L’annonce, depuis quelque temps, de l’éventualité de prendre en compte la Chariaâ islamique en tant que référence de base de législation dans la Constitution suscite de plus en plus d’appréhension dans le rang des femmes, et particulièrement les femmes actives dans le domaine des droits de l’homme.
Prudent ou conciliateur, le premier réflexe de ces femmes est: «Bienvenue à la Chariaâ dans la Constitution, pourvu qu’elle ne touche pas aux droits de la femme». Tout le hic, en fait, est là: faudrait-il moderniser l’esprit de la Chariaâ et l’assimiler à celui du CSP (Code du Statut Personnel), ou devrait-on faire table rase des acquis de la femme tunisienne et la renvoyer à sa condition primitive? Trouver le juste milieu, voilà le nœud inextricable.
Le deuxième réflexe, pour la majorité d’entre elles, paraît ferme et inflexible: «Nous ne cèderons jamais! Nous lutterons inlassablement pour la préservation de nos droits! Personne, quel que soit son rang, ne pourra jamais nous confisquer nos droits!». Plus ou moins rassurant, le troisième réflexe invite au calme: «Mais nous ne sommes pas encore là, ce n’est qu’une proposition pour le moment, et rien ne dit qu’on va s’acheminer tout droit vers la Chariaâ dans la Constitution».
Que reproche-t-on au juste à la Chariaâ?… Certaines évoquent les pratiques en usage dans quelques pays arabes et qui semblent inspirées de la Chariaâ, à savoir: la ségrégation entre l’homme et la femme; la déchéance de la femme de tous ses droits; le déni fait à la femme de choisir librement son conjoint; la non-scolarisation des filles; la non-reconnaissance à la femme de son droit de disposer librement de son corps et jusque de son destin; etc.

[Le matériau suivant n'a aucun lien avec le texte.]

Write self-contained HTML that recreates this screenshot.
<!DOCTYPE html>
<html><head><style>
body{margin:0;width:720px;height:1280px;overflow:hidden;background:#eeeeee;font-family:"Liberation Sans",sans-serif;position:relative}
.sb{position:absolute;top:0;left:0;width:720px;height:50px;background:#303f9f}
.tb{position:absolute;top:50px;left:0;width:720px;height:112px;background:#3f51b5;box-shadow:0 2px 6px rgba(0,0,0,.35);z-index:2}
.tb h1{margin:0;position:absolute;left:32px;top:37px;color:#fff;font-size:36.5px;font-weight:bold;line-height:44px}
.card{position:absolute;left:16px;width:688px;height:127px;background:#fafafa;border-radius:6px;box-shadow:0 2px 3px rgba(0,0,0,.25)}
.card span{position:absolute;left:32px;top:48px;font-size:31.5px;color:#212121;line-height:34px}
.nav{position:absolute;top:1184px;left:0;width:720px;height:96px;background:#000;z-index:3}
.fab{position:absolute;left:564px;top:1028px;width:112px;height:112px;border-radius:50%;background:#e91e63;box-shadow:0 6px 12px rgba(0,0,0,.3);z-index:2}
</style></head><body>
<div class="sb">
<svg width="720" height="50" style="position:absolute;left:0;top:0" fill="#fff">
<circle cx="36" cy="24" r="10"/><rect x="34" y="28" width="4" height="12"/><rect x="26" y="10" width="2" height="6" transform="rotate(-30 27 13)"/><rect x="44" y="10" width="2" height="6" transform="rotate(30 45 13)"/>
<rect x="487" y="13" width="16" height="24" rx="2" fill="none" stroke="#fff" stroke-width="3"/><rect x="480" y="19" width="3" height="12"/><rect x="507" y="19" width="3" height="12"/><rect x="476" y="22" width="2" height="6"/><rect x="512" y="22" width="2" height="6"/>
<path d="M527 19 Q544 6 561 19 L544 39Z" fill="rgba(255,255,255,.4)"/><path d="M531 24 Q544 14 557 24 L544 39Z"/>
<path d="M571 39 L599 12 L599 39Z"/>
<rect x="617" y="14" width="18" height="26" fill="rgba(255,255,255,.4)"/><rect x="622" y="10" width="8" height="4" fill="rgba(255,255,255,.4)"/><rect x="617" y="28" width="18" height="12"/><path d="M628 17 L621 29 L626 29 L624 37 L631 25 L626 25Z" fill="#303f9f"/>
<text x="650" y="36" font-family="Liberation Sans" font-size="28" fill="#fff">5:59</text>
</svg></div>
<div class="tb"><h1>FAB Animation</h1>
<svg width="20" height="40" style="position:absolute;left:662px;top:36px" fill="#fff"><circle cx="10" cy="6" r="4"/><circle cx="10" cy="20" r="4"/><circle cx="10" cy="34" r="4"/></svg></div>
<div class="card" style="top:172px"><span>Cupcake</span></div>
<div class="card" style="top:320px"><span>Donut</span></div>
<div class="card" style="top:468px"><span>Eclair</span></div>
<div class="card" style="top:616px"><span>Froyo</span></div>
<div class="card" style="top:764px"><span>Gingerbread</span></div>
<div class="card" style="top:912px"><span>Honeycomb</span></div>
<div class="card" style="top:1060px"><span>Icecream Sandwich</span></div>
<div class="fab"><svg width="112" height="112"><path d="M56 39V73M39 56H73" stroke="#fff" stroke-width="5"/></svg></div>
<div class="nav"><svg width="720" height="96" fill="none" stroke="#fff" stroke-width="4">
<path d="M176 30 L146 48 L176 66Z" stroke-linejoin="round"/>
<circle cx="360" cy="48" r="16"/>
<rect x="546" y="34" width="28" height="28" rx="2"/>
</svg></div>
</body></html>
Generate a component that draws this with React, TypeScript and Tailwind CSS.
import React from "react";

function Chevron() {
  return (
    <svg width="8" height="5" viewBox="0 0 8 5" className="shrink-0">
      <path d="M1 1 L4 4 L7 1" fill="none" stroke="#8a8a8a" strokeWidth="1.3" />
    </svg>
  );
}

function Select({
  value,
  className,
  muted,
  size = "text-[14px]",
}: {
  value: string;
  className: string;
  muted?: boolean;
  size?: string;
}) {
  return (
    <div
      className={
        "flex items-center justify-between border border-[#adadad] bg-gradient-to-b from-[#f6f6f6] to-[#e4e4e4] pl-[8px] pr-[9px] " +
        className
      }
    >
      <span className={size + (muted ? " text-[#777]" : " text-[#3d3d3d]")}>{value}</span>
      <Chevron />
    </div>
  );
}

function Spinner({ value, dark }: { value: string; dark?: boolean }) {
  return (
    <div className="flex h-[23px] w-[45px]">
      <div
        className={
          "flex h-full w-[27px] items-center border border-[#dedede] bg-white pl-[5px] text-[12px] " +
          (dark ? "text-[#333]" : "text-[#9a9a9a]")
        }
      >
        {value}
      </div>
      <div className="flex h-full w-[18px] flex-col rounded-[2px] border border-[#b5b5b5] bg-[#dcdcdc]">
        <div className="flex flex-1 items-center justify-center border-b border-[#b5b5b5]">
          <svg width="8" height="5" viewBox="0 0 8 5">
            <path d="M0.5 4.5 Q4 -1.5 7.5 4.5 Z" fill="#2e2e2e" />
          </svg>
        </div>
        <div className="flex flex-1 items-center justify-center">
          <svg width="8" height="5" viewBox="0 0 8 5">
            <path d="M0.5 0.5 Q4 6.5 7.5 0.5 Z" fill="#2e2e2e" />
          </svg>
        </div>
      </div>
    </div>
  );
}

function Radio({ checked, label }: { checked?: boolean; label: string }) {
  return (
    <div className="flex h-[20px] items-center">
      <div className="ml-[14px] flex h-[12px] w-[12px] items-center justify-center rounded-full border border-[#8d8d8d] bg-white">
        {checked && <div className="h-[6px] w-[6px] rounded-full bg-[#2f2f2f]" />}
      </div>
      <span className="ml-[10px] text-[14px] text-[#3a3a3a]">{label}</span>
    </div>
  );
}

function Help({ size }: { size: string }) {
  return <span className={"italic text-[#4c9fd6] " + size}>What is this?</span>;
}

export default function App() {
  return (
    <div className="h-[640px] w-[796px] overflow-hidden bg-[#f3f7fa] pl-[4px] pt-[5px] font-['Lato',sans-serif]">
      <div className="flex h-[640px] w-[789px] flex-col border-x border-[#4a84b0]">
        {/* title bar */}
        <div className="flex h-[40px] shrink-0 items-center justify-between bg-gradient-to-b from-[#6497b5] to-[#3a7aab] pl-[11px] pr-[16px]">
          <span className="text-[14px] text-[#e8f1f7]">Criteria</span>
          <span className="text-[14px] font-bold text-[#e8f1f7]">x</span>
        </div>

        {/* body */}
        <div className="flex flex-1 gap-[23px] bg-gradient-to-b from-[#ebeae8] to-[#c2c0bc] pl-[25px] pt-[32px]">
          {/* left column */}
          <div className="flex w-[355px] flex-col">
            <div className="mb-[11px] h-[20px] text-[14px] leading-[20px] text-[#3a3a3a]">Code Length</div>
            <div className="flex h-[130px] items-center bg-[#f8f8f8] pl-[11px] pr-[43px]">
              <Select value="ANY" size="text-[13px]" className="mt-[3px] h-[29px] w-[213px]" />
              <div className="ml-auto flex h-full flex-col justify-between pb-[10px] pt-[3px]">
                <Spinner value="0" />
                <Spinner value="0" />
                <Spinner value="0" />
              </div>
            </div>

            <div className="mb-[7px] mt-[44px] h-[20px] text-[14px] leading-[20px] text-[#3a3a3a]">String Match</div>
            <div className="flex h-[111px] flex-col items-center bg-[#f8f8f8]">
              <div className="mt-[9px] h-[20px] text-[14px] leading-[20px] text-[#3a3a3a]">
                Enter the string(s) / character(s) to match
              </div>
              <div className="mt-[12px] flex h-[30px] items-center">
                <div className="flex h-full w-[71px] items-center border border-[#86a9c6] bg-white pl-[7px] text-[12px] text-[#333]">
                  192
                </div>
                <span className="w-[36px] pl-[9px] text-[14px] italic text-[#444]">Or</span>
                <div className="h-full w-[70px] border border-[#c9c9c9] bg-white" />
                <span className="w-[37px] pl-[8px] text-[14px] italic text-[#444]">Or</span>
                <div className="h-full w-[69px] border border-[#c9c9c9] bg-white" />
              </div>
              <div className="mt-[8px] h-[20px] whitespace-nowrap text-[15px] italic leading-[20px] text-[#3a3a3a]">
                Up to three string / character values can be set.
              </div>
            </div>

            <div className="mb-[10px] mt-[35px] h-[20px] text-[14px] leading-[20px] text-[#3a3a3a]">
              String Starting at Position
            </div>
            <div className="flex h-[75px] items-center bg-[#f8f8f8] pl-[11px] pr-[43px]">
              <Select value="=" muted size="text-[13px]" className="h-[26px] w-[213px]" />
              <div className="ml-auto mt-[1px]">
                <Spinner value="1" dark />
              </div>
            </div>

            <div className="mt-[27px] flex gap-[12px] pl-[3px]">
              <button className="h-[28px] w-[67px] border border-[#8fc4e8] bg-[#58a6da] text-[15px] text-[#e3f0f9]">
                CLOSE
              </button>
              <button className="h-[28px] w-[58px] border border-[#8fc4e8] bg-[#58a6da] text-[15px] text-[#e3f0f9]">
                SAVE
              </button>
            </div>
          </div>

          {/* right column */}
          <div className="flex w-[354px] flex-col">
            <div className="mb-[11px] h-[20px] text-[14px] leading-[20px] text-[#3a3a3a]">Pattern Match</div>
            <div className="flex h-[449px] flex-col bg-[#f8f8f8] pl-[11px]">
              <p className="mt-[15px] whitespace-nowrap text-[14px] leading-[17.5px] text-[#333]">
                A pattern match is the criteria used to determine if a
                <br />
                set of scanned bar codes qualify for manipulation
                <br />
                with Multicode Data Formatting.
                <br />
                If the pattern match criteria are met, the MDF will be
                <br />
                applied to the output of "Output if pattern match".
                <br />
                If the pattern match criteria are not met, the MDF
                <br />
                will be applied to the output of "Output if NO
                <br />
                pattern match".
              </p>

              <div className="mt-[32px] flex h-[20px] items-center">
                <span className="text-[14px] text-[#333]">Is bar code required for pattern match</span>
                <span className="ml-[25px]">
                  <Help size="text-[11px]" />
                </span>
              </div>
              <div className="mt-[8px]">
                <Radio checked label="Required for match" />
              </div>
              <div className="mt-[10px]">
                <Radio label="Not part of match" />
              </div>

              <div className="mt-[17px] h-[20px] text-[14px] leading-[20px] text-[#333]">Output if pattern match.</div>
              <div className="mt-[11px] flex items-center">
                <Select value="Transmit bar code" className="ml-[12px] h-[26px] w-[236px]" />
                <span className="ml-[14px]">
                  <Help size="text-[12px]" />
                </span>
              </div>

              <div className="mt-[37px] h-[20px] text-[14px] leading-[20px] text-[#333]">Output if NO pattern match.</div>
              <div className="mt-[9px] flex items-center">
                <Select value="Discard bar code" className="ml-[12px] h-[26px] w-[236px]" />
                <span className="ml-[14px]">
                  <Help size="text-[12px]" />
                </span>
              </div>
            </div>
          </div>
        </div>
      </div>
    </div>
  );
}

Pour sa part, Mme Olfa Youssef, universitaire et chercheuse, estime que la Chariaâ dans la Constitution ne constitue nullement un danger puisque le CSP lui-même s’inspire dans une large mesure de la Chariaâ. Tout le danger, considère-t-elle, réside essentiellement dans l’interprétation et la lecture qu’on fait de la Chariaâ («C’est la lecture wahhabite de la Chariaâ qui pourrait poser problème»), ajoutant que «la femme tunisienne a aujourd’hui besoin d’une Constitution qui reconnaisse sans ambages les droits de la femme et, par extension, de toute la famille».
D’autres voix s’élèvent pour prévenir du risque de voir la société tunisienne tomber dans le piège de la discorde et la division sous l’effet de l’application de la Chariaâ à des fins insidieuses. Enfin, nombreuses sont celle qui préconisent de légiférer des lois constitutionnelles dont le référentiel repose sur la Déclaration internationale des droits de l’homme, et ce sans réserve aucune.
Aujourd’hui, la situation semble s’acheminer vers la création d’un noyau parlementaire féminin à dessein de préserver les droits de la femme tunisienne.